* start DATA SHOWN *

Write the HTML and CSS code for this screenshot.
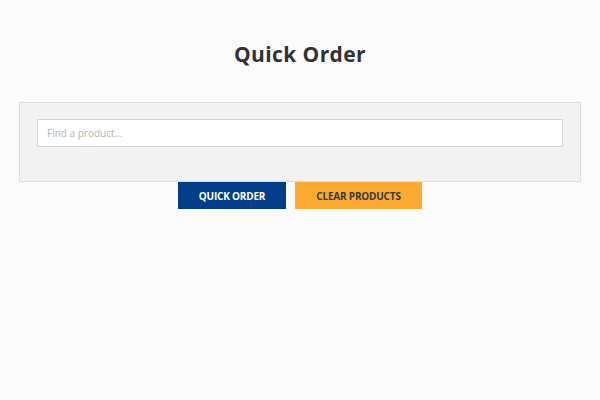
FILE: index.html
```html
<!DOCTYPE html>
<html>
<head>
<meta charset="utf-8">
<link rel="stylesheet" href="styles.css">
</head>
<body>
<div class="page">
  <h1 class="title">Quick Order</h1>
  <div class="panel">
    <input class="search" type="text" placeholder="Find a product...">
  </div>
  <div class="actions">
    <button class="btn btn-primary">QUICK ORDER</button>
    <button class="btn btn-secondary">CLEAR PRODUCTS</button>
  </div>
</div>
</body>
</html>
```
FILE: styles.css
```css
html, body {
  margin: 0;
  padding: 0;
  background: #fbfbfb;
}
.page {
  width: 562px;
  margin: 0 auto;
  padding-top: 40px;
  font-family: "Open Sans", "Liberation Sans", sans-serif;
}
.title {
  margin: 0 0 34px 0;
  text-align: center;
  font-family: "Open Sans", sans-serif;
  font-weight: 700;
  font-size: 21px;
  line-height: 28px;
  color: #333333;
  letter-spacing: 0.4px;
}
.panel {
  box-sizing: border-box;
  height: 80px;
  background: #f2f2f2;
  border: 1px solid #dcdcdc;
  padding: 16px 17px;
}
.search {
  box-sizing: border-box;
  display: block;
  width: 100%;
  height: 28px;
  border: 1px solid #d6d6d6;
  background: #ffffff;
  padding: 0 9px;
  font-family: "Open Sans", sans-serif;
  font-size: 10px;
  color: #333;
  outline: none;
}
.search::placeholder {
  color: #b4b4b4;
}
.actions {
  display: flex;
  justify-content: center;
  gap: 9px;
}
.btn {
  height: 27px;
  border: none;
  font-family: "Open Sans", sans-serif;
  font-weight: 700;
  font-size: 10px;
  letter-spacing: -0.2px;
  padding: 0;
  cursor: pointer;
}
.btn-primary {
  width: 108px;
  background: #023e8a;
  color: #ffffff;
}
.btn-secondary {
  width: 127px;
  background: #fbab32;
  color: #3a3a3a;
}
```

* end DATA SHOWN *

WHAT IS NEEDED:
In your copy of the listing above, reproduce each line exactly and omit all pictures.

THE ANSWER:
Write the HTML and CSS code for this screenshot.
FILE: index.html
```html
<!DOCTYPE html>
<html>
<head>
<meta charset="utf-8">
<link rel="stylesheet" href="styles.css">
</head>
<body>
<div class="page">
  <h1 class="title">Quick Order</h1>
  <div class="panel">
    <input class="search" type="text" placeholder="Find a product...">
  </div>
  <div class="actions">
    <button class="btn btn-primary">QUICK ORDER</button>
    <button class="btn btn-secondary">CLEAR PRODUCTS</button>
  </div>
</div>
</body>
</html>
```
FILE: styles.css
```css
html, body {
  margin: 0;
  padding: 0;
  background: #fbfbfb;
}
.page {
  width: 562px;
  margin: 0 auto;
  padding-top: 40px;
  font-family: "Open Sans", "Liberation Sans", sans-serif;
}
.title {
  margin: 0 0 34px 0;
  text-align: center;
  font-family: "Open Sans", sans-serif;
  font-weight: 700;
  font-size: 21px;
  line-height: 28px;
  color: #333333;
  letter-spacing: 0.4px;
}
.panel {
  box-sizing: border-box;
  height: 80px;
  background: #f2f2f2;
  border: 1px solid #dcdcdc;
  padding: 16px 17px;
}
.search {
  box-sizing: border-box;
  display: block;
  width: 100%;
  height: 28px;
  border: 1px solid #d6d6d6;
  background: #ffffff;
  padding: 0 9px;
  font-family: "Open Sans", sans-serif;
  font-size: 10px;
  color: #333;
  outline: none;
}
.search::placeholder {
  color: #b4b4b4;
}
.actions {
  display: flex;
  justify-content: center;
  gap: 9px;
}
.btn {
  height: 27px;
  border: none;
  font-family: "Open Sans", sans-serif;
  font-weight: 700;
  font-size: 10px;
  letter-spacing: -0.2px;
  padding: 0;
  cursor: pointer;
}
.btn-primary {
  width: 108px;
  background: #023e8a;
  color: #ffffff;
}
.btn-secondary {
  width: 127px;
  background: #fbab32;
  color: #3a3a3a;
}
```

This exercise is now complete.